Ms Muranga and Ms Lasu's matters were adjourned until October 28, while Ms Timbo's matter was adjourned until October 21.
The women remain on bail and are not required to attend court next month.
Ms Muranga and Ms Lasu both tested positive to COVID-19 after they visited Melbourne in July sparking numerous contact tracing alerts.
Ms Timbo did not test positive to COVID-19.
It will be alleged the three women flew from Melbourne to Sydney before arriving in Queensland and, upon their arrival on July 21, did not declare to police that they had been in Victoria.
While in Melbourne, the women were fined by authorities for breaking COVID-19 rules by organising a party of more than 30 people at their accommodation.
It is understood that upon their return to Queensland, Ms Muranga and Ms Lasu moved freely among the Brisbane and Logan communities for eight days while infectious before they were detected by authorities and placed under police guard in hospital.
Weeks later, multiple cases of COVID-19 were detected in an outbreak at the Brisbane Youth Detention and police training academy in Wacol.
In late August, Health Minister Steven Miles said genomic testing of the virus had shown the strain that one of the women had was the same strain linked to the Wacol youth detention centre.

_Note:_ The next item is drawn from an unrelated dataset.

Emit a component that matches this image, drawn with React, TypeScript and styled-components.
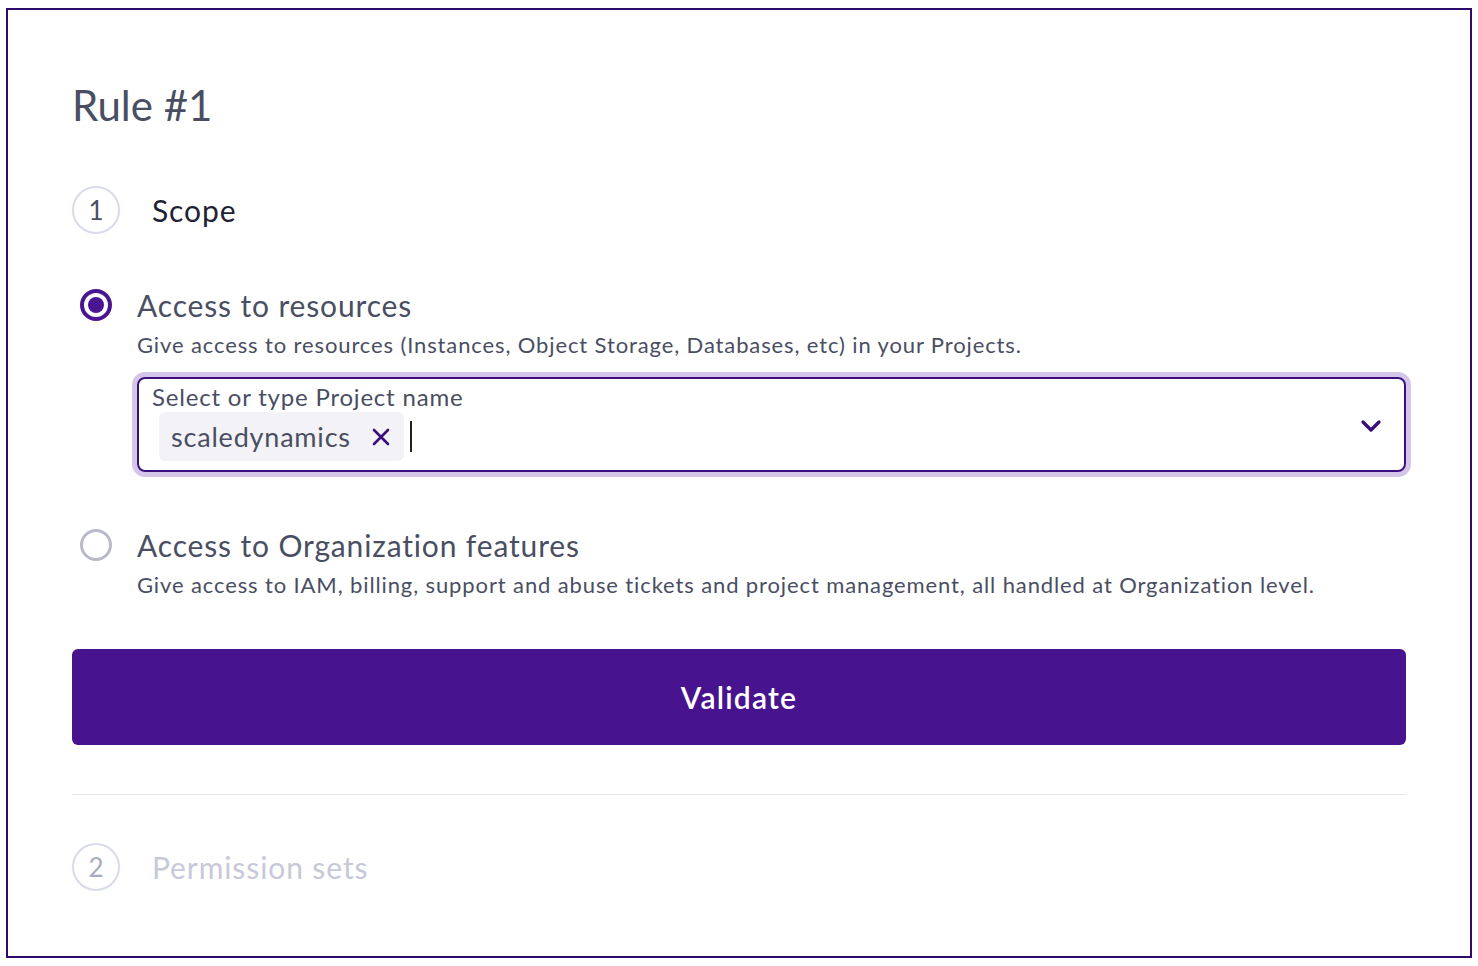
import React from "react";
import styled, { createGlobalStyle } from "styled-components";

const Global = createGlobalStyle`
  html, body { margin: 0; padding: 0; background: #ffffff; }
  body { font-family: Lato, "Noto Sans", "DejaVu Sans", sans-serif; }
  * { box-sizing: border-box; }
`;

const Page = styled.div`
  padding: 8px 0 0 6px;
`;

const Frame = styled.section`
  width: 1466px;
  height: 950px;
  border: 2px solid #2c0b6b;
  padding: 70px 64px 0 64px;
  display: flex;
  flex-direction: column;
`;

const Heading = styled.h1`
  margin: 0;
  font-size: 42px;
  line-height: 50px;
  font-weight: 400;
  color: #4a4e62;
`;

const StepRow = styled.div<{ $mt: number }>`
  display: flex;
  align-items: center;
  gap: 32px;
  margin-top: ${(p) => p.$mt}px;
`;

const StepBadge = styled.div<{ $muted?: boolean }>`
  width: 48px;
  height: 48px;
  border-radius: 50%;
  border: 2px solid #d8dbe8;
  display: flex;
  align-items: center;
  justify-content: center;
  font-size: 26px;
  color: ${(p) => (p.$muted ? "#a9abbe" : "#4a4e62")};
`;

const StepTitle = styled.div<{ $muted?: boolean }>`
  font-size: 30px;
  line-height: 36px;
  letter-spacing: 0.9px;
  color: ${(p) => (p.$muted ? "#c7c9d8" : "#1f2234")};
`;

const Option = styled.div<{ $mt: number }>`
  display: flex;
  flex-direction: column;
  margin-top: ${(p) => p.$mt}px;
`;

const OptionHead = styled.div`
  display: flex;
  align-items: center;
  gap: 25px;
  padding-left: 8px;
`;

const Radio = styled.span<{ $checked?: boolean }>`
  width: 32px;
  height: 32px;
  border-radius: 50%;
  border: ${(p) => (p.$checked ? "4px solid #4a1592" : "3px solid #b9bac9")};
  display: flex;
  align-items: center;
  justify-content: center;
  flex-shrink: 0;
  &::after {
    content: "";
    display: ${(p) => (p.$checked ? "block" : "none")};
    width: 16px;
    height: 16px;
    border-radius: 50%;
    background: #4a1592;
  }
`;

const OptionTitle = styled.div`
  font-size: 30px;
  line-height: 36px;
  letter-spacing: 0.85px;
  color: #4a4e62;
`;

const OptionBody = styled.div`
  padding-left: 65px;
  display: flex;
  flex-direction: column;
`;

const Description = styled.div`
  margin-top: 8px;
  font-size: 22px;
  line-height: 28px;
  letter-spacing: 0.88px;
  color: #4a4e62;
`;

const SelectBox = styled.div`
  margin-top: 18px;
  height: 95px;
  border: 2px solid #3a0f7d;
  border-radius: 8px;
  box-shadow: 0 0 0 5px #d4c6e8;
  padding: 5px 22px 9px 13px;
  display: flex;
  align-items: center;
`;

const SelectMain = styled.div`
  flex: 1;
  display: flex;
  flex-direction: column;
  align-self: stretch;
`;

const SelectLabel = styled.div`
  font-size: 24px;
  line-height: 26px;
  letter-spacing: 0.8px;
  color: #4a4e62;
`;

const ChipRow = styled.div`
  margin-top: 2px;
  padding-left: 7px;
  display: flex;
  align-items: center;
  gap: 6px;
`;

const Chip = styled.span`
  height: 49px;
  display: inline-flex;
  align-items: center;
  gap: 20px;
  padding: 0 13px 0 12px;
  border-radius: 6px;
  background: #f3f3f7;
  font-size: 27px;
  letter-spacing: 0.8px;
  color: #4a4e62;
`;

const Caret = styled.span`
  width: 2px;
  height: 31px;
  background: #222222;
`;

const ChevronWrap = styled.span`
  display: flex;
  margin-top: 6px;
`;

const Button = styled.button`
  margin-top: 50px;
  height: 96px;
  width: 100%;
  border: none;
  border-radius: 6px;
  background: #48138f;
  color: #ffffff;
  font-family: inherit;
  font-size: 30px;
  font-weight: 600;
  letter-spacing: 1.2px;
`;

const Divider = styled.hr`
  margin: 49px 0 0 0;
  border: none;
  height: 1px;
  background: #e6e6ee;
`;

const CloseIcon = () => (
  <svg width="20" height="20" viewBox="0 0 20 20" aria-hidden>
    <path d="M3 3 L17 17 M17 3 L3 17" stroke="#3b0f7a" strokeWidth="2.6" strokeLinecap="round" />
  </svg>
);

const ChevronIcon = () => (
  <svg width="22" height="14" viewBox="0 0 22 14" aria-hidden>
    <path d="M3 3 L11 11 L19 3" fill="none" stroke="#3b0f7a" strokeWidth="3.4" strokeLinecap="round" strokeLinejoin="round" />
  </svg>
);

export default function App() {
  return (
    <>
      <Global />
      <Page>
        <Frame>
          <Heading>Rule #1</Heading>
          <StepRow $mt={56}>
            <StepBadge>1</StepBadge>
            <StepTitle>Scope</StepTitle>
          </StepRow>

          <Option $mt={53}>
            <OptionHead>
              <Radio $checked />
              <OptionTitle>Access to resources</OptionTitle>
            </OptionHead>
            <OptionBody>
              <Description>
                Give access to resources (Instances, Object Storage, Databases, etc) in your Projects.
              </Description>
              <SelectBox>
                <SelectMain>
                  <SelectLabel>Select or type Project name</SelectLabel>
                  <ChipRow>
                    <Chip>
                      scaledynamics
                      <CloseIcon />
                    </Chip>
                    <Caret />
                  </ChipRow>
                </SelectMain>
                <ChevronWrap>
                  <ChevronIcon />
                </ChevronWrap>
              </SelectBox>
            </OptionBody>
          </Option>

          <Option $mt={55}>
            <OptionHead>
              <Radio />
              <OptionTitle>Access to Organization features</OptionTitle>
            </OptionHead>
            <OptionBody>
              <Description>
                Give access to IAM, billing, support and abuse tickets and project management, all handled at Organization level.
              </Description>
            </OptionBody>
          </Option>

          <Button>Validate</Button>
          <Divider />
          <StepRow $mt={48}>
            <StepBadge $muted>2</StepBadge>
            <StepTitle $muted>Permission sets</StepTitle>
          </StepRow>
        </Frame>
      </Page>
    </>
  );
}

"Early results indicate the first case had the same strain of COVID-19 as one of the women who travelled to Melbourne as well as the diners who contracted it from them," Mr Miles said on August 25.
Health authorities have since confirmed they believe the clusters originated from the Logan women with a mystery case spreading it to the detention centre outbreak.
Queensland shut its borders to all people from Victoria on July 10 after the southern state's cases escalated.